Subject: Re: Assignment no, dynamic scoping si
From: terje@xxxxxxxxxxxxxxx (Terje Norderhaug)
Date: Fri, 4 Jan 2002 17:13:50 -0800 (PST)
xslt dynamic variable
At 8:25 AM 1/4/02, Dimitre Novatchev wrote:
> terje at in-progress dot com (Terje Norderhaug) wrote:
>> At 6:49 PM 1/2/02, Dimitre Novatchev wrote:
>> >Gunther Schadow <gunther at aurora dot regenstrief dot org> wrote: [...]
>>> >> 
>> >> This template would only touch the section and paragraph elements
>> >> of bigbucksbooks and would leave everything else untouched.
>> >> The implicit parameter source is bound to the @source value given
>> >> in the document for everything nested within that section. Now,
>> >> most of this stuff doesn't care, until we get down to the paragraph
>> >> element that now has this implicit parameter available no matter
>> >> how many things were passed through.
>> >> 
>> >> I cannot see how to do that with global variables as you suggest,
>> >> because that book contains many sections and needs to switch
>> >> between the different sources all the time per each section.
>> >> 
>> >> I can see how one can do the same thing with explicit parameters,
>> >> which however, requires modifying all of bigbucksbooks templates
>> >> for table, list (and then: frame, box, float, imagetitle,
>> >> rotated-text, ...).
>> >> 
>> >> So, if you could show me how this can be done without changing the
>> >> whole thing, I am all ears.
>> >
>> >Certainly. This is very simple using XSLT. You even don't have to modify the
>> >"section" template neither do you need a global variable.
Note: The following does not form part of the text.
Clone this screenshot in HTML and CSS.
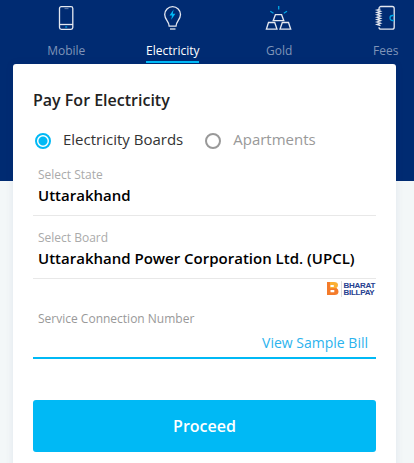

Nor *can* you do it with a global variable. You fail to answer Gunther's point that a global variable cannot always do as you suggest (replace use of dynamic variables). I take this as support for that using a global variable only provides a solution for special cases where dynamic variables provide a general solution.

>> >In the "paragraph" template declare and use the following local variable:
>> >
>> ><xsl:variable name="source" select="ancestor::section[1]/@source"/>
>> 
>> 1. This assumes that you know certain constraints about the document, such as that
>> a section never contains a section. Without  this constraint, a template such as
>> below in the imported document would make your work-around unreliable as
>> ancestor::section[1] might give the wrong element in the paragraph template:
>> 
>> <xsl:template match='section//section'>
>>    <xsl:apply-templates/>
>> </xsl:template>
>
>Yes, using implicit parameters without knowing the exact structure of the document
>is literally meaningless, as your example proves it:

This is not what the example set out to prove. It argues that your suggested substitute for the functionality of a dynamic variable is dependent on knowledge about the document structure. Your local variable won't always provide the same value as the dynamic variable it is supposed to replace. Thus you cannot in general substitute the functionality of a dynamic variable with a local variable binding like you suggested.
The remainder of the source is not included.